Saturday, February 16, 2019

Guest Post - PRODIGAL AND PERFECT

A Blog Worth Reading and Embracing... (Dr. Davis Participates In A Inter-Denominational Group in Philadelphia, PA that is sharing ways and means for reaching their city with the Gospel). Dr. Davis is Church History Professor Emeritus - Westminster Theological Seminary. A paper he presented to the group included the following...

PRODICAL AND PERFECT – DR. D. CLAIR DAVIS

FRIDAY: FEBRUARY 15, 2019

There were those two brothers, Prodigal and Perfect. When Prodigal came home again, Father threw a big party for him and Perfect was mad. Why should there be a feast for No-Good when there had never been one for Perfect, who always did everything right? 

How do you feel about that, doesn’t it make sense? Jesus told that story (Luke 15), also ones about lost coin and lost sheep, since those Perfect Pharisees were bent out of shape because he was welcoming and eating with people who weren’t respectable like they were. We all think about that, don’t we? What makes me special? What’s my identity? 

As I grew up in my very respectable Iowa town, I heard this one a lot: ‘I know I’m not perfect but at least I don’t.’ What that means is really, what do I need God for? especially his forgiveness? Just for the frosting on my already almost perfect me? How much loving forgiveness do you need, do you believe? ‘As compared to other people,’ that’s what Perfect brother was thinking—when you compare yourself with others, does that help you think more clearly? Or does it really mess up your head and heart?

There’s that Feast thing. That’s really about God, when we want to know just what it is that makes God so happy that he throws a major party? We can learn from Nehemiah 8. God’s people are back in the land and they’re safe again, the wall is up, and God says it’s Feast Time! But part of that feast is hearing his law, and that takes the fun out of it so now they’re just picking at their food. Then God proclaims: ‘Eat the fat! Drink the wine! The Joy of the Lord is your strength!’ Did you hear that? When you party with God, you enjoy a lot more than food, you live it up with God’s Joy!

There’s the choice we have, be the Perfect or Prodigal brother. With Perfect we get our kicks from all the people we can look down on, whereas with Prodigal we feast on God’s own Joy in us.

The biggest issue is: why did Jesus go to the cross? Why did he say three times, ‘let this cup pass?’ Jesus on that terrible cross is totally major, listen hard as he says, ‘my God, my God, why have you forsaken me?’ That’s bigger than ‘at least I don’t,’ now isn’t it?

To have God Almighty throw you a party, you have to know that God loves sinners and that’s who you are. God-knowledge and self-knowledge, together—now add on, knowing other sinners too, all three are vital. When we pray and work through our Father’s plan for our city, we must learn to love those people needier and weaker than we are. Otherwise we’ll trim God and his salvation down to our own miserable size, won’t we?

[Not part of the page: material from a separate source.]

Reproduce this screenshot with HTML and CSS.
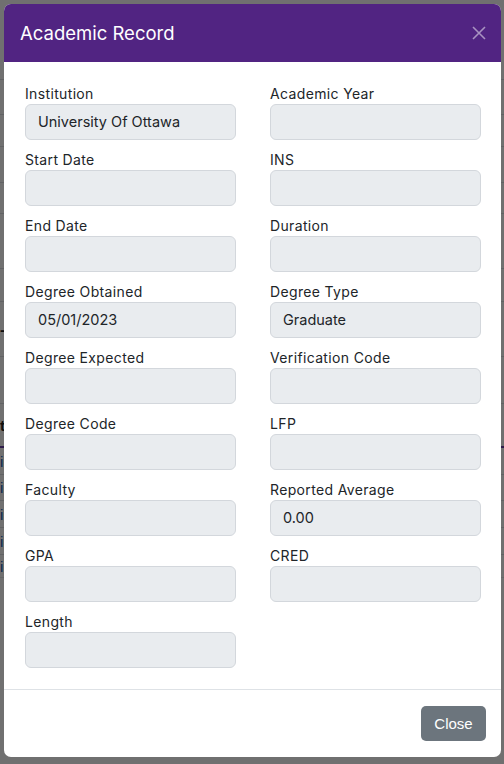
FILE: index.html
```html
<!DOCTYPE html>
<html lang="en">
<head>
<meta charset="utf-8">
<title>Academic Record</title>
<link rel="stylesheet" href="styles.css">
</head>
<body>
<div class="page">
  <div class="bg-row h80"></div>
  <div class="bg-row h35"></div>
  <div class="bg-row h32"></div>
  <div class="bg-row h36"></div>
  <div class="bg-row h31"></div>
  <div class="bg-row h55"></div>
  <div class="bg-row h33"></div>
  <div class="bg-row h55"><span class="dash">-</span></div>
  <div class="bg-row h47"></div>
  <div class="bg-row h44 bg-head"><span class="bg-text dark">t</span></div>
  <div class="bg-row h27"><span class="bg-text link">i</span></div>
  <div class="bg-row h26"><span class="bg-text link">i</span></div>
  <div class="bg-row h27"><span class="bg-text link">i</span></div>
  <div class="bg-row h27"><span class="bg-text link">i</span></div>
  <div class="bg-row h23"><span class="bg-text link">i</span></div>
</div>

<div class="backdrop">
  <div class="modal" role="dialog" aria-labelledby="modal-title">
    <div class="modal-header">
      <h5 class="modal-title" id="modal-title">Academic Record</h5>
      <button class="btn-x" aria-label="Close">
        <svg width="14" height="14" viewBox="0 0 14 14"><path d="M1 1L13 13M13 1L1 13" stroke="currentColor" stroke-width="1.6" fill="none"/></svg>
      </button>
    </div>
    <div class="modal-body">
      <div class="fields">
        <div class="field"><label>Institution</label><div class="input">University Of Ottawa</div></div>
        <div class="field"><label>Academic Year</label><div class="input"></div></div>
        <div class="field"><label>Start Date</label><div class="input"></div></div>
        <div class="field"><label>INS</label><div class="input"></div></div>
        <div class="field"><label>End Date</label><div class="input"></div></div>
        <div class="field"><label>Duration</label><div class="input"></div></div>
        <div class="field"><label>Degree Obtained</label><div class="input">05/01/2023</div></div>
        <div class="field"><label>Degree Type</label><div class="input">Graduate</div></div>
        <div class="field"><label>Degree Expected</label><div class="input"></div></div>
        <div class="field"><label>Verification Code</label><div class="input"></div></div>
        <div class="field"><label>Degree Code</label><div class="input"></div></div>
        <div class="field"><label>LFP</label><div class="input"></div></div>
        <div class="field"><label>Faculty</label><div class="input"></div></div>
        <div class="field"><label>Reported Average</label><div class="input">0.00</div></div>
        <div class="field"><label>GPA</label><div class="input"></div></div>
        <div class="field"><label>CRED</label><div class="input"></div></div>
        <div class="field"><label>Length</label><div class="input"></div></div>
      </div>
    </div>
    <div class="modal-footer">
      <button class="btn-close">Close</button>
    </div>
  </div>
</div>
</body>
</html>
```

FILE: styles.css
```css
* { box-sizing: border-box; }
html, body { margin: 0; padding: 0; }
body {
  width: 504px;
  height: 764px;
  overflow: hidden;
  background: #ffffff;
  font-family: "Inter", "Noto Sans", sans-serif;
  color: #212529;
}

/* page behind the modal */
.page { width: 504px; }
.bg-row {
  border-bottom: 1px solid #dcdfe3;
  display: flex;
  align-items: center;
  font-family: "Liberation Sans", Arial, sans-serif;
  font-size: 15px;
}
.h80 { height: 80px; }
.h35 { height: 35px; }
.h32 { height: 32px; }
.h36 { height: 36px; }
.h31 { height: 31px; }
.h55 { height: 55px; }
.h33 { height: 33px; }
.h47 { height: 47px; }
.h44 { height: 44px; }
.h27 { height: 27px; }
.h26 { height: 26px; }
.h23 { height: 23px; border-bottom-color: #e6e8eb; }
.bg-head { border-bottom: 2px solid #6a3fa8; }
.bg-text { margin-left: 0; }
.dark { color: #222; font-weight: bold; }
.link { color: #1a5fb4; }
.dash { margin-left: 0; color: #222; font-weight: bold; }

/* overlay */
.backdrop {
  position: fixed;
  inset: 0;
  background: rgba(0, 0, 0, 0.56);
}
.modal {
  margin: 4px 0 0 4px;
  width: 497px;
  background: #fff;
  border-radius: 7px;
  overflow: hidden;
}
.modal-header {
  height: 58px;
  background: #512482;
  display: flex;
  align-items: center;
  justify-content: space-between;
  padding: 0 15px 0 16px;
}
.modal-title {
  margin: 0;
  color: #ffffff;
  font-size: 18.5px;
  font-weight: 400;
}
.btn-x {
  border: 0;
  background: none;
  padding: 0;
  color: rgba(255, 255, 255, 0.5);
  width: 14px;
  height: 14px;
  display: flex;
}

.modal-body {
  padding: 21px 20px 21px 21px;
}
.fields {
  display: grid;
  grid-template-columns: 211px 211px;
  column-gap: 34px;
  row-gap: 9px;
}
.field label {
  display: block;
  font-size: 14px;
  line-height: 21px;
  letter-spacing: 0.35px;
  color: #212529;
}
.input {
  height: 36px;
  background: #e9ecef;
  border: 1px solid #d3d7dc;
  border-radius: 6px;
  padding: 0 12px;
  font-size: 14.5px;
  line-height: 34px;
  color: #212529;
}

.modal-footer {
  border-top: 1px solid #dee2e6;
  padding: 16px 15px 16px 16px;
  display: flex;
  justify-content: flex-end;
}
.btn-close {
  height: 35px;
  width: 65px;
  border: 0;
  border-radius: 5px;
  background: #6c757d;
  color: #ffffff;
  font-family: "Liberation Sans", Arial, sans-serif;
  font-size: 15px;
  padding: 0;
}
```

Now hear together his Holy Word: ‘You see, at just the right time, when we were still powerless, Christ died for the ungodly. Very rarely will anyone die for a righteous person, though for a good person someone might possibly dare to die. But God demonstrates his own love for us in this: While we were still sinners, Christ died for us’ (Romans 5:6-8).

What if God, although choosing to show his wrath and make his power known, bore with great patience the objects of his wrath—prepared for destruction? What if he did this to make the riches of his glory known to the objects of his mercy, whom he prepared in advance for glory—even us, whom he also called, not only from the Jews but also from the Gentiles? As he says in Hosea: “I will call them ‘my people’ who are not my people; and I will call her ‘my loved one’ who is not my loved one.” 

Romans 9:22-25. “I speak the truth in Christ—I am not lying, my conscience confirms it through the Holy Spirit—I have great sorrow and unceasing anguish in my heart. For I could wish that I myself were cursed and cut off from Christ for the sake of my people.” 

Romans 9:1-3 - ‘While we were still sinners;’ ‘my loved one who is not my loved one;’ ‘I could wish that I myself were cursed and cut off from Christ for the sake of my people.’ 

We hear our God as we echo his own Gospel calling to needy sinners, just like us.